Return all lines below containing the word "this".

--- START INFORMATION SUPPLIED ---

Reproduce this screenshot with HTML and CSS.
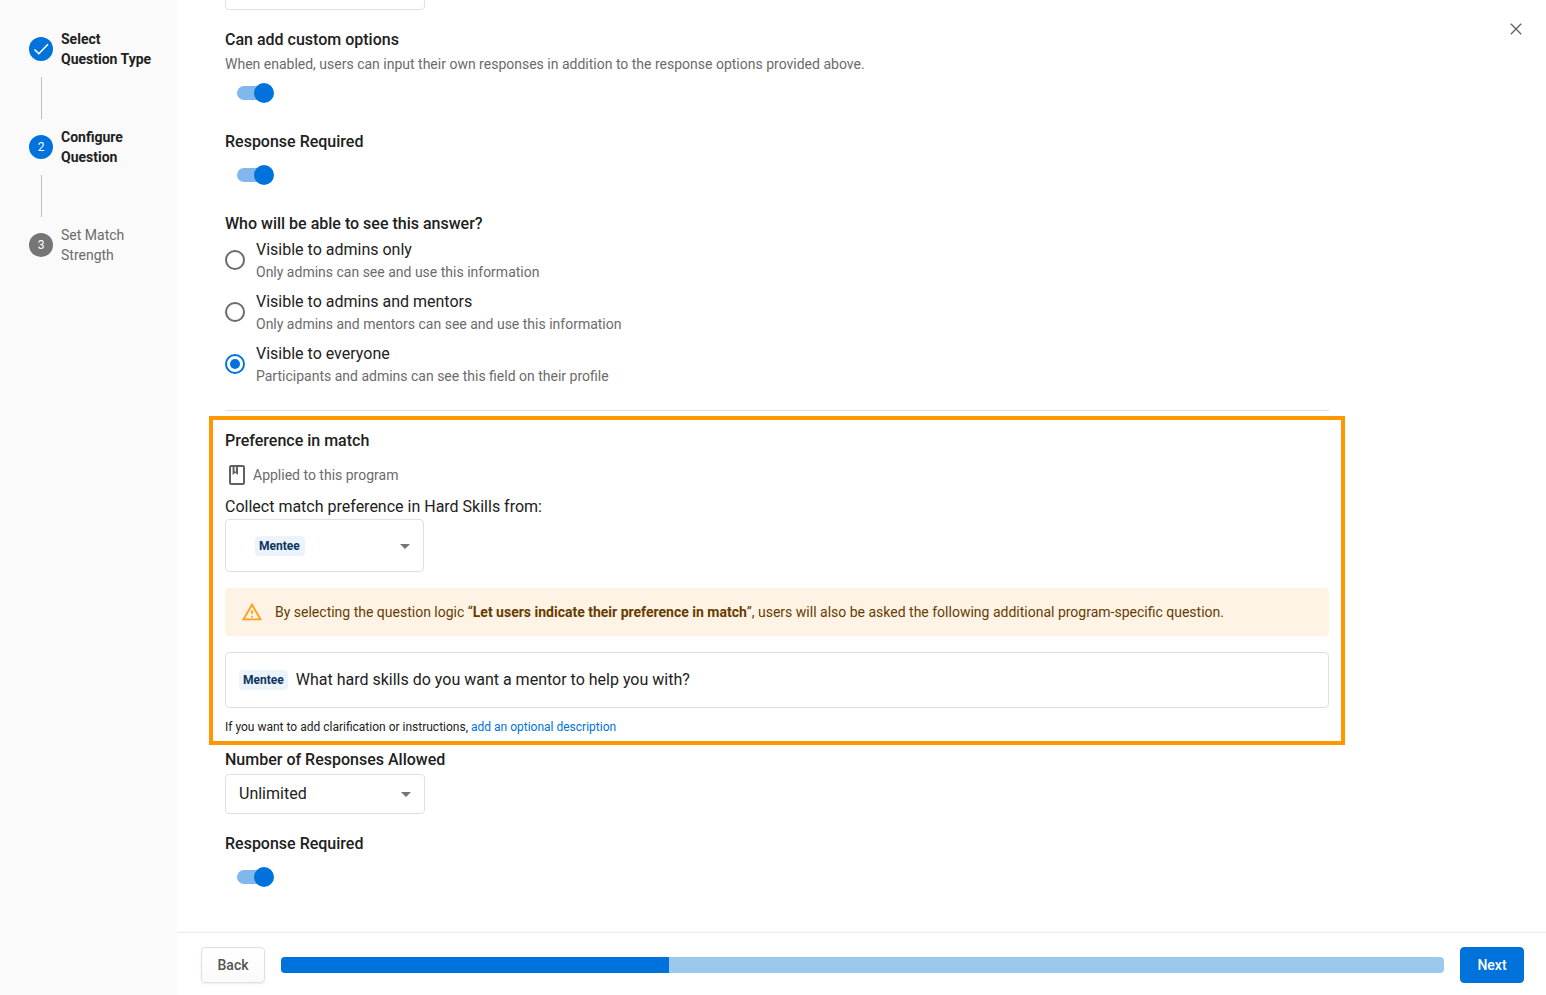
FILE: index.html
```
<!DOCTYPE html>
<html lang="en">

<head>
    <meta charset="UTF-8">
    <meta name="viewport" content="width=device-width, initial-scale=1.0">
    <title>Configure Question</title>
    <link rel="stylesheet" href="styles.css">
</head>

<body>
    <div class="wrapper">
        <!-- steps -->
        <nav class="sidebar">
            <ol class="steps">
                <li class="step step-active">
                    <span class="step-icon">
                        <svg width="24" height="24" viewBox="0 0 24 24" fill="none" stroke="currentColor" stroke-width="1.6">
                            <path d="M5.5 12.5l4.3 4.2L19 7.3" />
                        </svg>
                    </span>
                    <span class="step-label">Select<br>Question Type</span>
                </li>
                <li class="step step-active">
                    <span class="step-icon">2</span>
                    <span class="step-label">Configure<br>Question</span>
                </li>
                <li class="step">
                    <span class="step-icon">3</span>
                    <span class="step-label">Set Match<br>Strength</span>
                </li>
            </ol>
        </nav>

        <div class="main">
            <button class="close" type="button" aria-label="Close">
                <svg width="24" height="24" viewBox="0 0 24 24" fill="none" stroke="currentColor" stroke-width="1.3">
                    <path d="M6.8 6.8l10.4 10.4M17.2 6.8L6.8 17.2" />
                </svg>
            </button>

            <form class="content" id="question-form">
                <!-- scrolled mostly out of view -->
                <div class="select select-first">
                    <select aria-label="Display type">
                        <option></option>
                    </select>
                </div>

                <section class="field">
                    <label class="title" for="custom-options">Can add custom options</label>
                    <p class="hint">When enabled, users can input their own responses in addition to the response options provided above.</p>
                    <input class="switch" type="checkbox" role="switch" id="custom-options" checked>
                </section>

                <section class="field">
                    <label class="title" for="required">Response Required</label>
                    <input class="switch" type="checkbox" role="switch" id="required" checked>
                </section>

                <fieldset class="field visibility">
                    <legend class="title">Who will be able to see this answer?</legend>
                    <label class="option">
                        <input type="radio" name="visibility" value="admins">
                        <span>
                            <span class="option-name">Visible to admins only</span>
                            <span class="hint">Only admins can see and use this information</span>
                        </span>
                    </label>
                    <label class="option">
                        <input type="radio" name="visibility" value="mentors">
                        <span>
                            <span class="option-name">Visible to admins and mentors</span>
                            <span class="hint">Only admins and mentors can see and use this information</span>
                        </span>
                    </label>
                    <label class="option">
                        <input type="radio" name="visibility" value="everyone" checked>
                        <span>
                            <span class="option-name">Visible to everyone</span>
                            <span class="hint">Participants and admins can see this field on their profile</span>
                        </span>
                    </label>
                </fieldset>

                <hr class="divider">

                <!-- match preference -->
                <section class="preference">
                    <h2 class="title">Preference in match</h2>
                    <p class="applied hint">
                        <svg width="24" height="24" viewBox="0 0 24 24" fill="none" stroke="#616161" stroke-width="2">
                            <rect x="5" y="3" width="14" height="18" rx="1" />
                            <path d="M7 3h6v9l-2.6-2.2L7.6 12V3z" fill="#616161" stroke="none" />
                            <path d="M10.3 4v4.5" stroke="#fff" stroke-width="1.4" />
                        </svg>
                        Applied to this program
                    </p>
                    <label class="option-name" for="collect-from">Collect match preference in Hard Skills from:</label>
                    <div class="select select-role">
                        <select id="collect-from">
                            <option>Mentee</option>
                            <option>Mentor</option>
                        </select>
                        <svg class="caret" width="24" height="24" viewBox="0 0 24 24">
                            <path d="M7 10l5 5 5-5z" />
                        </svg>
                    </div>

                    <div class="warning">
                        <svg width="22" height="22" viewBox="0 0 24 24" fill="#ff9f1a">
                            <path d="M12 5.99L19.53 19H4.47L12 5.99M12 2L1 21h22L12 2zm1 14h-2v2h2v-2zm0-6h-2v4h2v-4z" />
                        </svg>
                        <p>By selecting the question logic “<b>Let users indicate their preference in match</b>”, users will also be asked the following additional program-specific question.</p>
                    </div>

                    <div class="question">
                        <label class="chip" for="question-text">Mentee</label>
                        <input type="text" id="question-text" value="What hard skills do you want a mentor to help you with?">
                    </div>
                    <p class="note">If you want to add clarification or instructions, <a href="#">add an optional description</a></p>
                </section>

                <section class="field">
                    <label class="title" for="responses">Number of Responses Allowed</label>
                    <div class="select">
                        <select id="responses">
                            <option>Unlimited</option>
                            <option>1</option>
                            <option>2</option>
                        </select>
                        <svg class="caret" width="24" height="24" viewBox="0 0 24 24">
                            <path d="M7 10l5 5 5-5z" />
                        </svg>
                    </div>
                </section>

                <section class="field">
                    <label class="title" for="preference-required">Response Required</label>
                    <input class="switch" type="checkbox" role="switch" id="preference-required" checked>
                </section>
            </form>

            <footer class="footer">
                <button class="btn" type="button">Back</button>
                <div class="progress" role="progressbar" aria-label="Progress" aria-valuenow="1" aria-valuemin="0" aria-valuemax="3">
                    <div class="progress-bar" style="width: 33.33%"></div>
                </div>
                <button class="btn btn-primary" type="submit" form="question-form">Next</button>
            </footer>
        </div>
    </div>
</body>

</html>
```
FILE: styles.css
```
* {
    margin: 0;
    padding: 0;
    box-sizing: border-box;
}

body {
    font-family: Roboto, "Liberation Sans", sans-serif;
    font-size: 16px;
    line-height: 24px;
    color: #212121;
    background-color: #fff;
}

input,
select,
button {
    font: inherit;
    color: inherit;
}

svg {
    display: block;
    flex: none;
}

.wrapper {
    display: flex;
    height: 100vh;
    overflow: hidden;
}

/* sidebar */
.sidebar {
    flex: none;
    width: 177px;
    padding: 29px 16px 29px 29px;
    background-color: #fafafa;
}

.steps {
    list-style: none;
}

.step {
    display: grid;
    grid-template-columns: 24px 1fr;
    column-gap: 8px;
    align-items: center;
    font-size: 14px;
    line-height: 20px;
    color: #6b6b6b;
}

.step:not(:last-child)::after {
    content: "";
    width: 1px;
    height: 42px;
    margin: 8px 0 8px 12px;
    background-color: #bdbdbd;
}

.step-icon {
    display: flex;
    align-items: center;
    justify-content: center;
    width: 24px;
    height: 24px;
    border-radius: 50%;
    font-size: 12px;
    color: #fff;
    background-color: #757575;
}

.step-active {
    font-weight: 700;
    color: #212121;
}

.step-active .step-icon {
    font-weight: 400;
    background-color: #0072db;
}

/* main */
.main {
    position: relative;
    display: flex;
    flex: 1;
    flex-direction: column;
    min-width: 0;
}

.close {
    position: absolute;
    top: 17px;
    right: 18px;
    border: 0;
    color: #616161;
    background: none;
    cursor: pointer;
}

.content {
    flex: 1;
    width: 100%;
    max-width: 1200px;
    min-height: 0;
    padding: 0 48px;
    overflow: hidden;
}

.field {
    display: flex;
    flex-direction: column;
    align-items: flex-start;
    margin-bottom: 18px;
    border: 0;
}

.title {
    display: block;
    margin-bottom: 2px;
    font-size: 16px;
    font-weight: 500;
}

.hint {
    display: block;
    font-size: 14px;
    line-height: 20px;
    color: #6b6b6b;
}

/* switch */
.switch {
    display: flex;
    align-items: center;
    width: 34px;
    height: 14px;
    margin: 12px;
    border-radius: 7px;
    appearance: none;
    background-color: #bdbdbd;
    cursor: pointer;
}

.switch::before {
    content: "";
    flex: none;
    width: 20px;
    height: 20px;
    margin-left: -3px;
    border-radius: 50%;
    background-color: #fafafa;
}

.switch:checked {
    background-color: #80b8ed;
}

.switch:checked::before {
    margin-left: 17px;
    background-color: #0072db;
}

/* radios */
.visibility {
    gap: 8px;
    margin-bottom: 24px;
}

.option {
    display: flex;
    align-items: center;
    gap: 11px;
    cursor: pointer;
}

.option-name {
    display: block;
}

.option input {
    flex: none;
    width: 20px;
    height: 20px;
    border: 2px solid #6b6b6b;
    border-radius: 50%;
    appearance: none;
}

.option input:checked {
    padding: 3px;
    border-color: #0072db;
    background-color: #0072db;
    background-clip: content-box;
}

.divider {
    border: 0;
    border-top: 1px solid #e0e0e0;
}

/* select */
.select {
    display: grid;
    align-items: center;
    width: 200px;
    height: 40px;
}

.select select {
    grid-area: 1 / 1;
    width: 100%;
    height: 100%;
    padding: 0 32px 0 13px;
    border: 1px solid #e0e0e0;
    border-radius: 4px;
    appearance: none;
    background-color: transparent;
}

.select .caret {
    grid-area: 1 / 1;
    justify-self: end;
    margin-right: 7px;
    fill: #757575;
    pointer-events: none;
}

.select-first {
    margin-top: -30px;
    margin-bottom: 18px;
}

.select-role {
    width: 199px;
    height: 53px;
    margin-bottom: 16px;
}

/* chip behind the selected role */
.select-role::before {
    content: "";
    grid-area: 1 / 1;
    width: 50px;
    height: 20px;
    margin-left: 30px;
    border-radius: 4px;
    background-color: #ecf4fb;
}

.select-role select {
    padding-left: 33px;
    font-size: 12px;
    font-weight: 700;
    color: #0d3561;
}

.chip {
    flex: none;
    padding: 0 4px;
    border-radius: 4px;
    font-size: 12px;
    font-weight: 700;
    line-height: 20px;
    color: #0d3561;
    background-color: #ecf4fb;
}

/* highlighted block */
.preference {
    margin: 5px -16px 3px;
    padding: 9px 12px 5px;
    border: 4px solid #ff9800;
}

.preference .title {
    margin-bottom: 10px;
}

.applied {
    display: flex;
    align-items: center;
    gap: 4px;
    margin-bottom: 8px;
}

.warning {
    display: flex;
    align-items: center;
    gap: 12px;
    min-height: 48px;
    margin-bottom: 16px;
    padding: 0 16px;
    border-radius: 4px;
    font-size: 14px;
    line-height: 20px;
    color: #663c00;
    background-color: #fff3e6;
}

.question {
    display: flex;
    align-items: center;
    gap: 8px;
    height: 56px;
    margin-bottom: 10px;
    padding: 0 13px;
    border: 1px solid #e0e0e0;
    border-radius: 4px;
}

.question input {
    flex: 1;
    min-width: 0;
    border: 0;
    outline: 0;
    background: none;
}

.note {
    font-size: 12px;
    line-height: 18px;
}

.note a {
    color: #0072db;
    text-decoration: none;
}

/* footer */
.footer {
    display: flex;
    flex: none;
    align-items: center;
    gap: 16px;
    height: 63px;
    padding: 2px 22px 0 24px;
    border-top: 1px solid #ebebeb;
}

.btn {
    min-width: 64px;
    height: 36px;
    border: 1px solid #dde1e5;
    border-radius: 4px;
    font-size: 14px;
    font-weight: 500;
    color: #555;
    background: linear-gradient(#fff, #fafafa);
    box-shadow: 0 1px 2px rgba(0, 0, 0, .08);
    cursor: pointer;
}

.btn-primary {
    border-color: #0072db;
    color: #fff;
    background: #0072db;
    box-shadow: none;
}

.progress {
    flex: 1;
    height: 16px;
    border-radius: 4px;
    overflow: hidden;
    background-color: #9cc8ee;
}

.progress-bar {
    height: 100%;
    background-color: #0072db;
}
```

--- END INFORMATION SUPPLIED ---

**SOLVED PROBLEM:**
Reproduce this screenshot with HTML and CSS.
                    <legend class="title">Who will be able to see this answer?</legend>
                            <span class="hint">Only admins can see and use this information</span>
                            <span class="hint">Only admins and mentors can see and use this information</span>
                            <span class="hint">Participants and admins can see this field on their profile</span>
                        Applied to this program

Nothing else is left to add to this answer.